--- Start of Information provided ---

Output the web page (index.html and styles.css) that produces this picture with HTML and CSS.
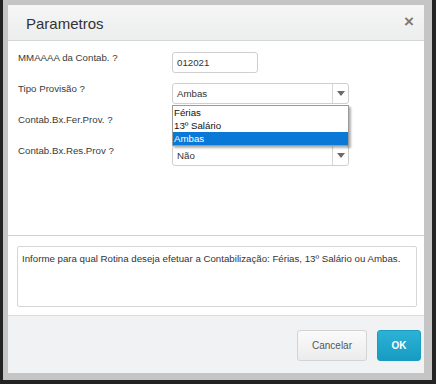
FILE: index.html
```
<!DOCTYPE html>
<html lang="pt">
<head>
    <meta charset="UTF-8">
    <title>Parametros</title>
    <link rel="stylesheet" href="styles.css">
</head>
<body>
    <div class="frame">
        <div class="dialog">
            <div class="dlg-header">
                <span class="dlg-title">Parametros</span>
                <span class="dlg-close">&times;</span>
            </div>

            <div class="dlg-body">
                <div class="row">
                    <label class="lbl">MMAAAA da Contab. ?</label>
                    <div class="field"><div class="txt short">012021</div></div>
                </div>
                <div class="row">
                    <label class="lbl">Tipo Provisão ?</label>
                    <div class="field">
                        <div class="sel"><span class="sel-val">Ambas</span><span class="sel-btn"><i class="arrow"></i></span></div>
                        <ul class="dropdown">
                            <li>Férias</li>
                            <li>13º Salário</li>
                            <li class="on">Ambas</li>
                        </ul>
                    </div>
                </div>
                <div class="row">
                    <label class="lbl">Contab.Bx.Fer.Prov. ?</label>
                    <div class="field">
                        <div class="sel"><span class="sel-val"></span><span class="sel-btn"><i class="arrow"></i></span></div>
                    </div>
                </div>
                <div class="row">
                    <label class="lbl">Contab.Bx.Res.Prov ?</label>
                    <div class="field">
                        <div class="sel"><span class="sel-val">Não</span><span class="sel-btn"><i class="arrow"></i></span></div>
                    </div>
                </div>
            </div>

            <div class="dlg-help">
                <div class="help-box">Informe para qual Rotina deseja efetuar a Contabilização: Férias, 13º Salário ou Ambas.</div>
            </div>

            <div class="dlg-footer">
                <button class="btn btn-cancel">Cancelar</button>
                <button class="btn btn-ok">OK</button>
            </div>
        </div>
    </div>
</body>
</html>
```

FILE: styles.css
```
html, body { margin: 0; padding: 0; }
body {
    background: #232323;
    font-family: "Liberation Sans", Arial, sans-serif;
    font-size: 9.7px;
    color: #333;
    width: 436px;
    height: 384px;
    overflow: hidden;
}

.frame {
    margin-left: 3px;
    width: 416px;
    height: 368px;
    border-style: solid;
    border-color: #c5c5c5;
    border-width: 5px 8px 7px 5px;
}
.dialog {
    height: 100%;
    display: flex;
    flex-direction: column;
    background: #fff;
}

.dlg-header {
    height: 35px;
    display: flex;
    align-items: center;
    justify-content: space-between;
    padding: 0 10px 0 18px;
    background: linear-gradient(#f6f6f7, #eceded);
    border-bottom: 1px solid #d6d6d6;
}
.dlg-title { font-size: 15px; color: #333; padding-top: 1px; }
.dlg-close { font-size: 17px; font-weight: bold; color: #7a7a7a; margin-top: -2px; }

.dlg-body {
    height: 183px;
    padding: 11px 0 0 10px;
    display: flex;
    flex-direction: column;
    gap: 10px;
    border-bottom: 1px solid #d0d0d0;
}
.row { display: flex; height: 21px; }
.lbl { width: 154px; color: #3a3a3a; line-height: 11px; }
.field { position: relative; width: 177px; }

.txt, .sel {
    box-sizing: border-box;
    height: 21px;
    border: 1px solid #cfcfcf;
    border-radius: 3px;
    background: #fff;
    display: flex;
    align-items: center;
}
.txt { padding-left: 4px; }
.txt.short { width: 86px; }
.sel { width: 177px; }
.sel-val { flex: 1; padding-left: 4px; }
.sel-btn {
    width: 15px;
    height: 100%;
    border-left: 1px solid #d6d6d6;
    display: flex;
    align-items: center;
    justify-content: center;
}
.arrow {
    width: 0;
    height: 0;
    border-left: 4px solid transparent;
    border-right: 4px solid transparent;
    border-top: 5px solid #6a6a6a;
}

.dropdown {
    position: absolute;
    top: 22px;
    left: 0;
    width: 175px;
    margin: 0;
    padding: 0;
    list-style: none;
    background: #fff;
    border: 1px solid #9a9a9a;
    box-shadow: 2px 2px 2px rgba(0, 0, 0, 0.3);
    z-index: 2;
}
.dropdown li { height: 13px; line-height: 13px; padding-left: 1px; color: #111; }
.dropdown li.on { background: #0a78d7; color: #fff; }

.dlg-help { height: 79px; padding: 10px 7px 0 9px; box-sizing: border-box; }
.help-box {
    height: 61px;
    box-sizing: border-box;
    border: 1px solid #d6d6d6;
    border-radius: 2px;
    padding: 6px 4px;
    line-height: 12px;
    white-space: nowrap;
}

.dlg-footer {
    flex: 1;
    display: flex;
    justify-content: flex-end;
    align-items: flex-start;
    gap: 10px;
    padding: 14px 3px 0 0;
    background: #f1f2f3;
    border-top: 1px solid #dcdcdc;
}
.btn {
    font-family: "Liberation Sans", Arial, sans-serif;
    font-size: 10px;
    height: 31px;
    border-radius: 3px;
    cursor: pointer;
}
.btn-cancel {
    width: 70px;
    color: #555;
    background: linear-gradient(#fafafa, #ececec);
    border: 1px solid #d3d3d3;
}
.btn-ok {
    width: 44px;
    color: #fff;
    font-weight: bold;
    background: linear-gradient(#2db2d6, #179bc2);
    border: 1px solid #1a9cc2;
}
```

--- End of Information provided ---

◆ Task directions:
Using the listing above, state the number of lines that hold "index", with no other text.

◆ Result of this exercise:
3